■ **YOUR INSTRUCTIONS**
Word for word, quote all of the material, omitting the pictures.
[start of MATERIAL]
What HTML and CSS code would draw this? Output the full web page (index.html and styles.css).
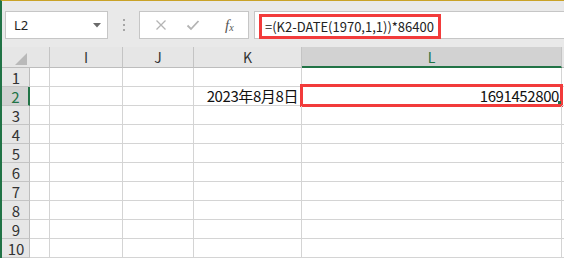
FILE: index.html
```html
<!DOCTYPE html>
<html lang="zh">
<head>
<meta charset="utf-8">
<link rel="stylesheet" href="styles.css">
</head>
<body>
<div class="app">
  <div class="toolbar">
    <div class="namebox">
      <span class="name">L2</span>
      <svg class="caret" width="8" height="5" viewBox="0 0 8 5"><path d="M0 0H8L4 4.5Z" fill="#6a6a6a"/></svg>
    </div>
    <div class="dots"><i></i><i></i><i></i></div>
    <div class="fxbox">
      <svg class="ic" width="12" height="12" viewBox="0 0 12 12"><path d="M1.5 1.5L10.5 10.5M10.5 1.5L1.5 10.5" stroke="#b4b4b4" stroke-width="1.3" fill="none"/></svg>
      <svg class="ic" width="14" height="12" viewBox="0 0 14 12"><path d="M1.5 6.5L5 10L12.5 2" stroke="#b4b4b4" stroke-width="1.8" fill="none"/></svg>
      <span class="fx">f<sub>x</sub></span>
    </div>
    <div class="formula">
      <span class="ftext">=(K2-DATE(1970,1,1))*86400</span>
    </div>
  </div>
  <div class="grid">
    <div class="hd corner"><svg width="12" height="12" viewBox="0 0 12 12"><path d="M12 0V12H0Z" fill="#b9b9b9"/></svg></div>
    <div class="hd col">I</div>
    <div class="hd col">J</div>
    <div class="hd col">K</div>
    <div class="hd col sel">L</div>
    <div class="hd col end"></div>

    <div class="rh">1</div><div class="c"></div><div class="c"></div><div class="c"></div><div class="c"></div><div class="c"></div><div class="c end"></div>
    <div class="rh sel">2</div><div class="c"></div><div class="c"></div><div class="c"></div><div class="c num">2023年8月8日</div><div class="c num active">1691452800</div><div class="c end"></div>
    <div class="rh">3</div><div class="c"></div><div class="c"></div><div class="c"></div><div class="c"></div><div class="c"></div><div class="c end"></div>
    <div class="rh">4</div><div class="c"></div><div class="c"></div><div class="c"></div><div class="c"></div><div class="c"></div><div class="c end"></div>
    <div class="rh">5</div><div class="c"></div><div class="c"></div><div class="c"></div><div class="c"></div><div class="c"></div><div class="c end"></div>
    <div class="rh">6</div><div class="c"></div><div class="c"></div><div class="c"></div><div class="c"></div><div class="c"></div><div class="c end"></div>
    <div class="rh">7</div><div class="c"></div><div class="c"></div><div class="c"></div><div class="c"></div><div class="c"></div><div class="c end"></div>
    <div class="rh">8</div><div class="c"></div><div class="c"></div><div class="c"></div><div class="c"></div><div class="c"></div><div class="c end"></div>
    <div class="rh">9</div><div class="c"></div><div class="c"></div><div class="c"></div><div class="c"></div><div class="c"></div><div class="c end"></div>
    <div class="rh">10</div><div class="c"></div><div class="c"></div><div class="c"></div><div class="c"></div><div class="c"></div><div class="c end"></div>
  </div>
</div>
</body>
</html>
```
FILE: styles.css
```css
* { box-sizing: border-box; }
html, body { margin: 0; padding: 0; }
body {
  width: 564px;
  height: 258px;
  overflow: hidden;
  background: #fff;
  font-family: "Noto Sans CJK SC", "Noto Sans", sans-serif;
}
.app {
  width: 564px;
  height: 258px;
  border-top: 1px solid #c9a227;
  border-left: 2px solid #217346;
  display: flex;
  flex-direction: column;
  overflow: hidden;
}
.toolbar {
  height: 46px;
  flex: none;
  background: #e9e9e9;
  display: flex;
  align-items: flex-start;
  padding-top: 10px;
}
.namebox {
  margin-left: 3px;
  width: 103px;
  height: 28px;
  background: #fff;
  border: 1px solid #c6c6c6;
  display: flex;
  align-items: center;
  justify-content: space-between;
  padding: 0 6px 0 8px;
}
.name {
  font-size: 13px;
  color: #222;
  font-family: "Noto Sans", sans-serif;
}
.caret { margin-top: 1px; }
.dots {
  width: 31px;
  height: 28px;
  display: flex;
  flex-direction: column;
  align-items: center;
  justify-content: center;
  gap: 3px;
}
.dots i {
  display: block;
  width: 2px;
  height: 2px;
  background: #a6a6a6;
}
.fxbox {
  width: 110px;
  height: 28px;
  background: #fff;
  border: 1px solid #c6c6c6;
  display: flex;
  align-items: center;
  padding-left: 15px;
  gap: 0;
}
.fxbox .ic:first-child { margin-right: 19px; }
.fxbox .ic:nth-child(2) { margin-right: 25px; }
.fx {
  font-family: "Liberation Serif", serif;
  font-style: italic;
  font-size: 15px;
  color: #555;
  line-height: 1;
}
.fx sub {
  font-size: 10px;
  vertical-align: -1px;
}
.formula {
  margin-left: 5px;
  flex: 1;
  height: 28px;
  background: #fff;
  border-top: 1px solid #c6c6c6;
  border-left: 1px solid #c6c6c6;
  border-bottom: 1px solid #c6c6c6;
  padding: 1px 0 0 4px;
}
.ftext {
  display: inline-block;
  height: 25px;
  line-height: 19px;
  border: 3px solid #f23b3b;
  padding: 0 4px 0 3px;
  font-family: "Noto Sans CJK SC", sans-serif;
  font-size: 13px;
  color: #222;
  letter-spacing: 0;
}
.grid {
  display: grid;
  grid-template-columns: 28px 20px 73px 71px 108px 260px 2px;
  grid-template-rows: 21px repeat(10, 19px);
}
.hd {
  background: #e6e6e6;
  border-right: 1px solid #c4c4c4;
  border-bottom: 1px solid #bdbdbd;
  display: flex;
  align-items: center;
  justify-content: center;
  font-family: "Noto Sans CJK SC", sans-serif;
  font-size: 14px;
  color: #333;
  line-height: 1;
}
.corner {
  grid-column: span 2;
  justify-content: flex-start;
  align-items: flex-end;
  padding: 0 0 2px 13px;
}
.hd.sel {
  background: #d2d2d2;
  color: #217346;
  border-bottom: 2px solid #217346;
}
.hd.end { border-right: none; }
.rh {
  background: #e6e6e6;
  border-right: 1px solid #bdbdbd;
  border-bottom: 1px solid #c4c4c4;
  display: flex;
  align-items: center;
  justify-content: center;
  font-size: 15px;
  color: #333;
  line-height: 1;
  padding-left: 1px;
}
.rh.sel {
  background: #d2d2d2;
  color: #217346;
  border-right: 2px solid #217346;
}
.c {
  border-right: 1px solid #d4d4d4;
  border-bottom: 1px solid #d4d4d4;
  position: relative;
}
.c.end { border-right: none; }
.num {
  text-align: right;
  font-size: 15px;
  line-height: 18px;
  color: #111;
  padding-right: 3px;
  letter-spacing: -0.4px;
  white-space: nowrap;
}
.active { padding-right: 2px; }
.active::after {
  content: "";
  position: absolute;
  left: -2px;
  top: -3px;
  right: -2px;
  bottom: -2px;
  border: 3px solid #f23b3b;
}
.active::before {
  content: "";
  position: absolute;
  right: 0;
  bottom: 1px;
  width: 3px;
  height: 3px;
  background: #217346;
  z-index: 2;
}
```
[end of MATERIAL]
■ **PROBLEM SOLUTION**
What HTML and CSS code would draw this? Output the full web page (index.html and styles.css).
FILE: index.html
```html
<!DOCTYPE html>
<html lang="zh">
<head>
<meta charset="utf-8">
<link rel="stylesheet" href="styles.css">
</head>
<body>
<div class="app">
  <div class="toolbar">
    <div class="namebox">
      <span class="name">L2</span>
      <svg class="caret" width="8" height="5" viewBox="0 0 8 5"><path d="M0 0H8L4 4.5Z" fill="#6a6a6a"/></svg>
    </div>
    <div class="dots"><i></i><i></i><i></i></div>
    <div class="fxbox">
      <svg class="ic" width="12" height="12" viewBox="0 0 12 12"><path d="M1.5 1.5L10.5 10.5M10.5 1.5L1.5 10.5" stroke="#b4b4b4" stroke-width="1.3" fill="none"/></svg>
      <svg class="ic" width="14" height="12" viewBox="0 0 14 12"><path d="M1.5 6.5L5 10L12.5 2" stroke="#b4b4b4" stroke-width="1.8" fill="none"/></svg>
      <span class="fx">f<sub>x</sub></span>
    </div>
    <div class="formula">
      <span class="ftext">=(K2-DATE(1970,1,1))*86400</span>
    </div>
  </div>
  <div class="grid">
    <div class="hd corner"><svg width="12" height="12" viewBox="0 0 12 12"><path d="M12 0V12H0Z" fill="#b9b9b9"/></svg></div>
    <div class="hd col">I</div>
    <div class="hd col">J</div>
    <div class="hd col">K</div>
    <div class="hd col sel">L</div>
    <div class="hd col end"></div>

    <div class="rh">1</div><div class="c"></div><div class="c"></div><div class="c"></div><div class="c"></div><div class="c"></div><div class="c end"></div>
    <div class="rh sel">2</div><div class="c"></div><div class="c"></div><div class="c"></div><div class="c num">2023年8月8日</div><div class="c num active">1691452800</div><div class="c end"></div>
    <div class="rh">3</div><div class="c"></div><div class="c"></div><div class="c"></div><div class="c"></div><div class="c"></div><div class="c end"></div>
    <div class="rh">4</div><div class="c"></div><div class="c"></div><div class="c"></div><div class="c"></div><div class="c"></div><div class="c end"></div>
    <div class="rh">5</div><div class="c"></div><div class="c"></div><div class="c"></div><div class="c"></div><div class="c"></div><div class="c end"></div>
    <div class="rh">6</div><div class="c"></div><div class="c"></div><div class="c"></div><div class="c"></div><div class="c"></div><div class="c end"></div>
    <div class="rh">7</div><div class="c"></div><div class="c"></div><div class="c"></div><div class="c"></div><div class="c"></div><div class="c end"></div>
    <div class="rh">8</div><div class="c"></div><div class="c"></div><div class="c"></div><div class="c"></div><div class="c"></div><div class="c end"></div>
    <div class="rh">9</div><div class="c"></div><div class="c"></div><div class="c"></div><div class="c"></div><div class="c"></div><div class="c end"></div>
    <div class="rh">10</div><div class="c"></div><div class="c"></div><div class="c"></div><div class="c"></div><div class="c"></div><div class="c end"></div>
  </div>
</div>
</body>
</html>
```
FILE: styles.css
```css
* { box-sizing: border-box; }
html, body { margin: 0; padding: 0; }
body {
  width: 564px;
  height: 258px;
  overflow: hidden;
  background: #fff;
  font-family: "Noto Sans CJK SC", "Noto Sans", sans-serif;
}
.app {
  width: 564px;
  height: 258px;
  border-top: 1px solid #c9a227;
  border-left: 2px solid #217346;
  display: flex;
  flex-direction: column;
  overflow: hidden;
}
.toolbar {
  height: 46px;
  flex: none;
  background: #e9e9e9;
  display: flex;
  align-items: flex-start;
  padding-top: 10px;
}
.namebox {
  margin-left: 3px;
  width: 103px;
  height: 28px;
  background: #fff;
  border: 1px solid #c6c6c6;
  display: flex;
  align-items: center;
  justify-content: space-between;
  padding: 0 6px 0 8px;
}
.name {
  font-size: 13px;
  color: #222;
  font-family: "Noto Sans", sans-serif;
}
.caret { margin-top: 1px; }
.dots {
  width: 31px;
  height: 28px;
  display: flex;
  flex-direction: column;
  align-items: center;
  justify-content: center;
  gap: 3px;
}
.dots i {
  display: block;
  width: 2px;
  height: 2px;
  background: #a6a6a6;
}
.fxbox {
  width: 110px;
  height: 28px;
  background: #fff;
  border: 1px solid #c6c6c6;
  display: flex;
  align-items: center;
  padding-left: 15px;
  gap: 0;
}
.fxbox .ic:first-child { margin-right: 19px; }
.fxbox .ic:nth-child(2) { margin-right: 25px; }
.fx {
  font-family: "Liberation Serif", serif;
  font-style: italic;
  font-size: 15px;
  color: #555;
  line-height: 1;
}
.fx sub {
  font-size: 10px;
  vertical-align: -1px;
}
.formula {
  margin-left: 5px;
  flex: 1;
  height: 28px;
  background: #fff;
  border-top: 1px solid #c6c6c6;
  border-left: 1px solid #c6c6c6;
  border-bottom: 1px solid #c6c6c6;
  padding: 1px 0 0 4px;
}
.ftext {
  display: inline-block;
  height: 25px;
  line-height: 19px;
  border: 3px solid #f23b3b;
  padding: 0 4px 0 3px;
  font-family: "Noto Sans CJK SC", sans-serif;
  font-size: 13px;
  color: #222;
  letter-spacing: 0;
}
.grid {
  display: grid;
  grid-template-columns: 28px 20px 73px 71px 108px 260px 2px;
  grid-template-rows: 21px repeat(10, 19px);
}
.hd {
  background: #e6e6e6;
  border-right: 1px solid #c4c4c4;
  border-bottom: 1px solid #bdbdbd;
  display: flex;
  align-items: center;
  justify-content: center;
  font-family: "Noto Sans CJK SC", sans-serif;
  font-size: 14px;
  color: #333;
  line-height: 1;
}
.corner {
  grid-column: span 2;
  justify-content: flex-start;
  align-items: flex-end;
  padding: 0 0 2px 13px;
}
.hd.sel {
  background: #d2d2d2;
  color: #217346;
  border-bottom: 2px solid #217346;
}
.hd.end { border-right: none; }
.rh {
  background: #e6e6e6;
  border-right: 1px solid #bdbdbd;
  border-bottom: 1px solid #c4c4c4;
  display: flex;
  align-items: center;
  justify-content: center;
  font-size: 15px;
  color: #333;
  line-height: 1;
  padding-left: 1px;
}
.rh.sel {
  background: #d2d2d2;
  color: #217346;
  border-right: 2px solid #217346;
}
.c {
  border-right: 1px solid #d4d4d4;
  border-bottom: 1px solid #d4d4d4;
  position: relative;
}
.c.end { border-right: none; }
.num {
  text-align: right;
  font-size: 15px;
  line-height: 18px;
  color: #111;
  padding-right: 3px;
  letter-spacing: -0.4px;
  white-space: nowrap;
}
.active { padding-right: 2px; }
.active::after {
  content: "";
  position: absolute;
  left: -2px;
  top: -3px;
  right: -2px;
  bottom: -2px;
  border: 3px solid #f23b3b;
}
.active::before {
  content: "";
  position: absolute;
  right: 0;
  bottom: 1px;
  width: 3px;
  height: 3px;
  background: #217346;
  z-index: 2;
}
```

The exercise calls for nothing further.